Jan. 17th, 2010 12:41 am (UTC)
Ursula LeGuin, in 'Changing Planes', described airport bookstores as "places that don't sell books, just best-sellers". Yupyupyup.
Jan. 16th, 2010 10:25 pm (UTC)
I don't know how you feel about Steam-punk, but I've been greatly enjoying the Larklight series by Philip Reeve, even though it's a YA series.
Jan. 17th, 2010 12:42 am (UTC)
I've found some so-called YA novels very good reading; Diane Duane's Young Wizards is worth trying IMHO. Thanks!
Jan. 19th, 2010 07:05 am (UTC)
It sounds like you've dived into the midst of a series that you haven't grown with. Starting the Vlad Taltos story with 'Dragon' is like starting the Amber series with The Guns of Avalon—you may eventually pick up some of the backstory, but you're really doing yourself a disservice, and you'll never appreciate the entire saga the way you should.

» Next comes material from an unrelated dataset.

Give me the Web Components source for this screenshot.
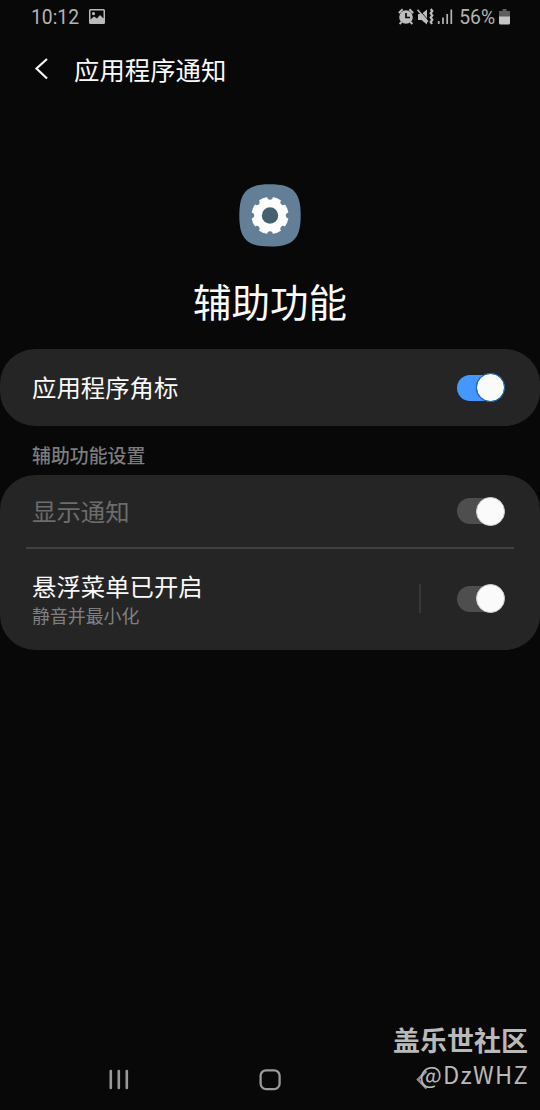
<!DOCTYPE html>
<html lang="zh-CN">
<head>
<meta charset="utf-8">
<title>应用程序通知</title>
<style>
html,body{margin:0;background:#080808}
body{font-family:Roboto,"Noto Sans CJK SC",sans-serif;color:#fafafa}
</style>
</head>
<body>
<notification-screen></notification-screen>
<script>
function define(name, html, setup) {
  const template = document.createElement('template');
  template.innerHTML = html;
  customElements.define(name, class extends HTMLElement {
    constructor() {
      super();
      this.attachShadow({mode: 'open'}).append(template.content.cloneNode(true));
      if (setup) setup(this);
    }
  });
}

define('status-bar', `
<style>
:host{display:flex;height:34px;padding:0 29px 0 31px;box-sizing:border-box;align-items:center;color:#b4b4b4;font-size:19.300px;line-height:32px}
span{padding-top:2px}
svg{display:block;flex:none}
.photo{margin-left:10px;margin-right:auto}
.pct{margin:0 4px 0 6px;font-size:19.300px}
</style>
<span>10:12</span>
<svg class="photo" width="16" height="16" viewBox="0 0 16 16"><path fill="#bababa" fill-rule="evenodd" d="M1.500 0h13Q16 0 16 1.500v12q0 1.500-1.500 1.500h-13Q0 15 0 13.500v-12Q0 0 1.500 0ZM1.500 1.500v9L5 7.600l3 2L11 6l3.500 3.500v-8ZM4.500 3a1.600 1.600 0 1 1 0 3.200a1.600 1.600 0 0 1 0-3.200Z"/></svg>
<svg width="55" height="18" viewBox="0 0 55 18">
 <circle cx="8" cy="9" r="6.800" fill="#bdbdbd"/>
 <path d="M.8 5 4.600 1.300M11.400 1.300 15.200 5M3.600 14 1.600 16M12.400 14l2 2" stroke="#bdbdbd" stroke-width="1.900"/>
 <path d="M8 5v4.500h4" fill="none" stroke="#080808" stroke-width="1.700"/>
 <path d="M20 6h3.500l5.500-4.500v15l-5.500-4.500H20Z" fill="#bdbdbd"/>
 <path d="M20.700 1.300 30.500 12.500" stroke="#080808" stroke-width="1"/>
 <path d="m19.500 1.800 10.500 12" stroke="#bdbdbd" stroke-width="1.500"/>
 <path d="m32.700 1 1.600 2-1.600 2.200 1.600 2.200-1.600 2.200 1.600 2.200-1.600 2.200 1.300 2" fill="none" stroke="#bdbdbd" stroke-width="2.200"/>
 <path d="M40.700 13v3M45 9.500V16M49.200 6v10M53.300 1.500V16" stroke="#b4b4b4" stroke-width="1.700"/>
</svg>
<span class="pct">56%</span>
<svg width="12" height="16" viewBox="0 0 12 16"><path d="M3.500 0h4v2H11v6H0V2h3.500Z" fill="#5d5d5d"/><path d="M0 7.500h11V14q0 1.500-1.500 1.500h-8Q0 15.500 0 14Z" fill="#c4c4c4"/></svg>`);

define('title-bar', `
<style>
:host{display:flex;height:70px;padding-left:34px;align-items:center}
svg{display:block;margin-right:25px}
h1{margin:0;padding-top:3px;font-size:25.400px;line-height:36px;font-weight:400}
</style>
<svg width="15" height="24" viewBox="0 0 15 24"><path d="M13 2 2.500 11.500 13 21.500" fill="none" stroke="#f5f5f5" stroke-width="2.200"/></svg>
<h1><slot></slot></h1>`);

define('app-hero', `
<style>
:host{display:flex;flex-direction:column;align-items:center;height:245px;padding-top:80px;box-sizing:border-box}
svg{display:block}
h2{margin:29px 0 0;font-size:38.500px;line-height:56px;font-weight:400}
</style>
<svg width="62" height="63" viewBox="0 0 62 63">
 <path d="M31 .3C54 .3 61.700 8 61.700 31.500S54 62.500 31 62.500.300 55 .300 31.500 8 .300 31 .300Z" fill="#627f97"/>
 <circle cx="31" cy="31.500" r="18.600" fill="#fff"/>
 <g class="notches" fill="#627f97"></g>
 <circle cx="31" cy="31.500" r="8.200" fill="#45616d"/>
</svg>
<h2><slot></slot></h2>`, host => {
  const group = host.shadowRoot.querySelector('.notches');
  for (let i = 0; i < 8; i++) {
    const notch = document.createElementNS('http://www.w3.org/2000/svg', 'path');
    notch.setAttribute('d', 'M27.900 12.300 28.600 14.400Q29.300 15.700 31 15.700T33.400 14.400L34.100 12.300Z');
    notch.setAttribute('transform', `rotate(${i * 45} 31 31.5)`);
    group.append(notch);
  }
});

define('settings-card', `
<style>:host{display:block;background:#252525;border-radius:35px;overflow:hidden}</style>
<slot></slot>`);

define('section-label', `
<style>:host{display:block;height:49px;padding:2px 32px 0;box-sizing:border-box;font-size:18.900px;line-height:58px;font-weight:500;color:#7c7c7c}</style>
<slot></slot>`);

define('toggle-switch', `
<style>
:host{display:grid;align-items:center;width:48px;height:30px;flex:none}
i{display:block;grid-area:1/1}
.track{width:46px;height:26px;border-radius:13px;background:#4e4e4e}
.thumb{width:27px;height:27px;border-radius:50%;justify-self:end;background:#fafafa;border:1px solid #cfcfcf}
:host([on]) .track{background:#4497ff}
:host([on]) .thumb{border-color:#10589c;box-shadow:0 0 1px #10589c}
</style>
<i class="track"></i><i class="thumb"></i>`);

define('setting-row', `
<style>
:host{display:flex;align-items:center;padding:0 35px 0 32px;box-sizing:border-box;font-size:24.400px;line-height:34px}
:host([disabled]){color:#6c6c6c}
.text{flex:1;padding-top:3px}
.sub{font-size:17.900px;line-height:26px;color:#808080}
.split{display:none;width:2px;height:29px;background:#383838;margin-right:36px}
:host([split]) .split{display:block}
:host([split]) .sub{margin-top:-1px}
</style>
<div class="text"><slot></slot><div class="sub"><slot name="sub"></slot></div></div>
<div class="split"></div><slot name="control"></slot>`);

define('row-divider', `<style>:host{display:block;height:2px;margin:0 26px;background:#414141}</style>`);

define('community-mark', `
<style>
:host{display:flex;flex-direction:column;align-items:flex-end;color:#b9b9b9}
b{font:700 27px/36px "Noto Sans CJK SC",sans-serif}
span{font:400 23.600px/32px "Noto Sans CJK SC",sans-serif;letter-spacing:1.300px;margin-right:-1px}
</style>
<b>盖乐世社区</b><span>@DzWHZ</span>`);

define('navigation-bar', `
<style>
:host{display:grid;grid-template-columns:repeat(3,1fr);width:453px;height:24px;margin-left:43px}
svg{display:block;justify-self:center}
</style>
<svg width="24" height="24" viewBox="0 0 24 24"><path d="M3.800 3v17M11.800 3v17M19.800 3v17" stroke="#9a9a9a" stroke-width="2.600" stroke-linecap="round"/></svg>
<svg width="24" height="24" viewBox="0 0 24 24"><rect x="2.600" y="2.300" width="19" height="18.800" rx="5.500" fill="none" stroke="#9a9a9a" stroke-width="2.300"/></svg>
<svg width="24" height="24" viewBox="0 0 24 24"><path d="M17.500 3 9 11.500 17.500 20.500" fill="none" stroke="#8d8d8d" stroke-width="2.500"/></svg>`);

define('notification-screen', `
<style>
:host{display:flex;flex-direction:column;position:relative;width:540px;height:1110px;background:#080808;overflow:hidden}
.badge{height:77px}.show{height:72px}.menu{height:101px;padding-bottom:2px}
navigation-bar{margin-top:auto;margin-bottom:18px}
community-mark{position:absolute;right:12px;top:1022px}
</style>
<status-bar></status-bar>
<title-bar>应用程序通知</title-bar>
<app-hero>辅助功能</app-hero>
<settings-card><setting-row class="badge">应用程序角标<toggle-switch slot="control" on></toggle-switch></setting-row></settings-card>
<section-label>辅助功能设置</section-label>
<settings-card>
<setting-row class="show" disabled>显示通知<toggle-switch slot="control"></toggle-switch></setting-row>
<row-divider></row-divider>
<setting-row class="menu" split>悬浮菜单已开启<span slot="sub">静音并最小化</span><toggle-switch slot="control"></toggle-switch></setting-row>
</settings-card>
<navigation-bar></navigation-bar>
<community-mark></community-mark>`);
</script>
</body>
</html>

There is some debate about what constitutes 'the beginning' of the Vlad saga. The first written was Jhereg (and is my personal favorite place to start). However, the first story in the Chronology is Taltos. Jo Walton reviewed all twelve of the currently-written books at Tor.

Written, like 4th, this actually takes place first in the series.

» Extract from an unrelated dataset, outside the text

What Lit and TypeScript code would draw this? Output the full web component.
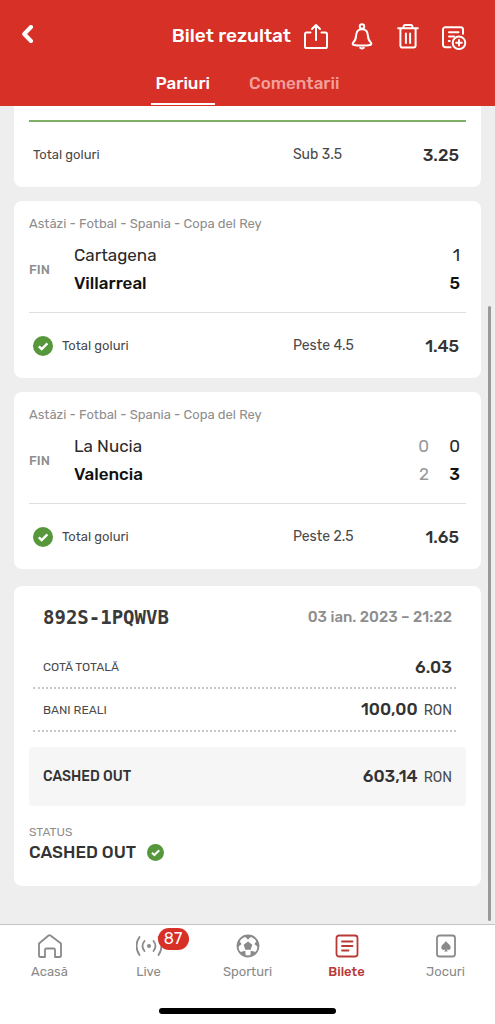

Written second, Jo describes as a perfectly reasonable place to begin the series.

This is the first book written, and is where Vlad is introduced to Loiosh, and where you find out why Loiosh addresses Vlad in the manner in which he does. I always loved the sardonic reptile familiar and his snappy patter, but I've been a fan of the series since the beginning.
Jan. 26th, 2010 03:38 pm (UTC)
I started reading 'Lord of the Rings' with 'The Two Towers', because there wasn't a copy of 'Fellowship' around, so it is possible to come in partway through a series and survive.

I'm willing to give Brust the benefit of the doubt, and I will see about finding those you suggested. But IMO he still suffers from Zelazny's Syndrome: he's using contemporary language to make a fantasy world sound like an action movie or a detective novel. It makes the disbelief harder to suspend, and sooner or later it gets too heavy to hold up. But that's my problem, not yours; thanks for the tips!